When an underground oil tank leaks, you have to test the soil (even if it was not in your removal contract). New Jersey and Pennsylvania regulations say when a leak occurs you evaluate the excavation for petroleum levels to determine if petroleum levels are above or below acceptable levels. Depending on your state either Pennsylvania or New Jersey, you would do the following:
New Jersey Oil Tank Leaks
New Jersey is very specific and requires soil samples in each sidewall of the excavation four (4) and the bottom one (1) to be tested. So you test the 5 oil samples not the actual 2 proposed, you do this hoping that all levels are below 5,100 ppm (Levels above 5100 ppm require remediation). If your samples meet this criteria that is good. So now you follow another NJDEP protocol by analyzing the highest soil sample of the 5 for a secondary test. This is a two part process, failing either would put you in the category of having to remediate the soil contamination, discharge. But if you passed you just have to establish a buffer between the soil and with oil in it and groundwater (typically a 2' buffer is necessary). If soils are near groundwater, then a groundwater sample would also be required. All these steps can be initiated on day of removal if the company has trained personnel on site and equipment. This is an inexpensive approach to take and most companies removing your tank will not do this as it raises the cost of removal and they make more money from remediation so remediation is their preferred course of action.
Pennsylvania Oil Tank Leaks
In Pennsylvania when your tank leaks you need samples across the center line (invert) of the removed tank.
Soil analytical parameters consist of Pennsylvania Shortlist – Diesel Fuel / Fuel Oil No. 2 by EPA Method 8260C per Table IV-9 of the PADEP Storage Tank Program Guidance Section IV (PADEP 253-0300-100), last revised March 18, 2008. Soil to Groundwater Pathway Residential Standard.
- Benzene:– (PADEP Standard is 0.5 ppm)
- Ethylbenzene: (PADEP Standard is 70 ppm)
- Isopropylbenzene (Cumene) : (PADEP Standard is 600 ppm)
- MTBE: (PADEP Standard is 2 ppm)
- Naphthalene: (PADEP Standard is 25 ppm)
- Toluene: (PADEP Standard is 100 ppm)
- 1,2,4- Trimethylbenzene: (PADEP Standard is 8.4 ppm)
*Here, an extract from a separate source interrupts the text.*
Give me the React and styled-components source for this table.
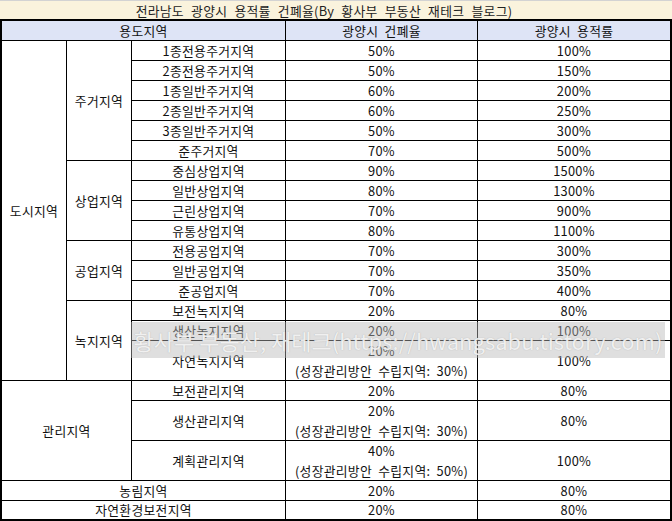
import React from "react";
import styled, { createGlobalStyle } from "styled-components";

const Global = createGlobalStyle`
  html, body { margin: 0; padding: 0; background: #fff; }
  body { font-family: "Noto Sans CJK KR", "Noto Sans", sans-serif; color: #111; }
`;

const Page = styled.div`
  position: relative;
  width: 672px;
`;

const Title = styled.div`
  height: 18px;
  border-top: 1px solid #d3d3d3;
  background: #faf3dd;
  display: flex;
  align-items: center;
  justify-content: center;
  padding-right: 24px;
  font-size: 12.8px;
  letter-spacing: 0.3px;
  word-spacing: 4px;
  color: #222;
  white-space: nowrap;
`;

const Table = styled.div`
  display: grid;
  grid-template-columns: 64px 64px 153px 191px 192px;
  grid-template-rows: repeat(24, 19px) 18px;
  gap: 1px;
  background: #000;
  border: 2px solid #000;
`;

const Cell = styled.div`
  background: ${(p) => (p.$head ? "#dee4f6" : "#fff")};
  grid-column: ${(p) => p.$col} / span ${(p) => p.$cs || 1};
  grid-row: ${(p) => p.$row} / span ${(p) => p.$rs || 1};
  display: flex;
  flex-direction: column;
  align-items: center;
  justify-content: center;
  font-size: 12.8px;
  letter-spacing: 0.3px;
  word-spacing: 3px;
  line-height: 20px;
  white-space: nowrap;
  overflow: visible;
  min-width: 0;
`;

const Watermark = styled.div`
  position: absolute;
  left: 131px;
  top: 322px;
  width: 534px;
  height: 36px;
  background: rgba(185, 185, 185, 0.45);
  display: flex;
  align-items: center;
  justify-content: center;
  font-size: 22px;
  color: rgba(252, 252, 252, 0.85);
  text-shadow: 0 0 1px rgba(140, 140, 140, 0.6);
  white-space: nowrap;
  pointer-events: none;
`;

const rows = [
  ["1종전용주거지역", ["50%"], "100%"],
  ["2종전용주거지역", ["50%"], "150%"],
  ["1종일반주거지역", ["60%"], "200%"],
  ["2종일반주거지역", ["60%"], "250%"],
  ["3종일반주거지역", ["50%"], "300%"],
  ["준주거지역", ["70%"], "500%"],
  ["중심상업지역", ["90%"], "1500%"],
  ["일반상업지역", ["80%"], "1300%"],
  ["근린상업지역", ["70%"], "900%"],
  ["유통상업지역", ["80%"], "1100%"],
  ["전용공업지역", ["70%"], "300%"],
  ["일반공업지역", ["70%"], "350%"],
  ["준공업지역", ["70%"], "400%"],
  ["보전녹지지역", ["20%"], "80%"],
  ["생산녹지지역", ["20%"], "100%"],
  ["자연녹지지역", ["20%", "(성장관리방안 수립지역: 30%)"], "100%", 2],
  ["보전관리지역", ["20%"], "80%"],
  ["생산관리지역", ["20%", "(성장관리방안 수립지역: 30%)"], "80%", 2],
  ["계획관리지역", ["40%", "(성장관리방안 수립지역: 50%)"], "100%", 2],
];

export default function App() {
  let r = 2;
  const body = rows.map(([name, bc, far, span = 1]) => {
    const row = r;
    r += span;
    return (
      <React.Fragment key={name}>
        <Cell $col={3} $row={row} $rs={span}>{name}</Cell>
        <Cell $col={4} $row={row} $rs={span}>
          {bc.map((t) => (
            <span key={t}>{t}</span>
          ))}
        </Cell>
        <Cell $col={5} $row={row} $rs={span}>{far}</Cell>
      </React.Fragment>
    );
  });

  return (
    <Page>
      <Global />
      <Title>전라남도 광양시 용적률 건폐율(By 황사부 부동산 재테크 블로그)</Title>
      <Table>
        <Cell $head $col={1} $cs={3} $row={1}>용도지역</Cell>
        <Cell $head $col={4} $row={1}>광양시 건폐율</Cell>
        <Cell $head $col={5} $row={1}>광양시 용적률</Cell>
        <Cell $col={1} $row={2} $rs={17}>도시지역</Cell>
        <Cell $col={2} $row={2} $rs={6}>주거지역</Cell>
        <Cell $col={2} $row={8} $rs={4}>상업지역</Cell>
        <Cell $col={2} $row={12} $rs={3}>공업지역</Cell>
        <Cell $col={2} $row={15} $rs={4}>녹지지역</Cell>
        <Cell $col={1} $cs={2} $row={19} $rs={5}>관리지역</Cell>
        {body}
        <Cell $col={1} $cs={3} $row={24}>농림지역</Cell>
        <Cell $col={4} $row={24}>20%</Cell>
        <Cell $col={5} $row={24}>80%</Cell>
        <Cell $col={1} $cs={3} $row={25}>자연환경보전지역</Cell>
        <Cell $col={4} $row={25}>20%</Cell>
        <Cell $col={5} $row={25}>80%</Cell>
      </Table>
      <Watermark>황사부 부동산, 재테크(https://hwangsabu.tistory.com)</Watermark>
    </Page>
  );
}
- 1,3,5- Trimethylbenzene: (PADEP Standard is 74 ppm)
*Concentrations below the eight compounds indicates petroleum levels are within acceptable PADEP residential soil standards.
True story the photo below is from a 500 gallon tank that was in use in Pennsylvania. Home was built in 1979, home was being sold, in lieu of testing the tank, which the sellers offered but buyers refused to accept (tank was too old), the tank was replaced with an AST and removed. Yes the tank was riddled with holes. Of the eight petroleum constituents listed above only one exceed applicable standards. Remediation was still warranted, but not as extensive as it would appear by looking at the holes in the tank.
Bottom line you should review your tank removal project as a How to Manage a Leaking Tank Project. This will ensure that you face the removal with the thought that the tank may leak, you will demand soil sampling at time of removal you will understand what legally requires remediation and last but not least you will not fall for companies down playing the risk of a leak.
All of this should be detailed in the contract for removal and although additional monies are being spent, you potentially are able to avoid having to remediate the tank leak. For your information, a small tank leak remediation (removing contaminated soils) would average between $6,000.00 and $10,000.00, yep that is a small one.
Too many tanks get removed and found to be leaking and remediation is a quick course of action (not cheap) that is followed in lieu of performing soil testing. Fact, we have had to resample removed tank excavations where the owner was told by another firm that remediation was necessary and we found petroleum levels were acceptable.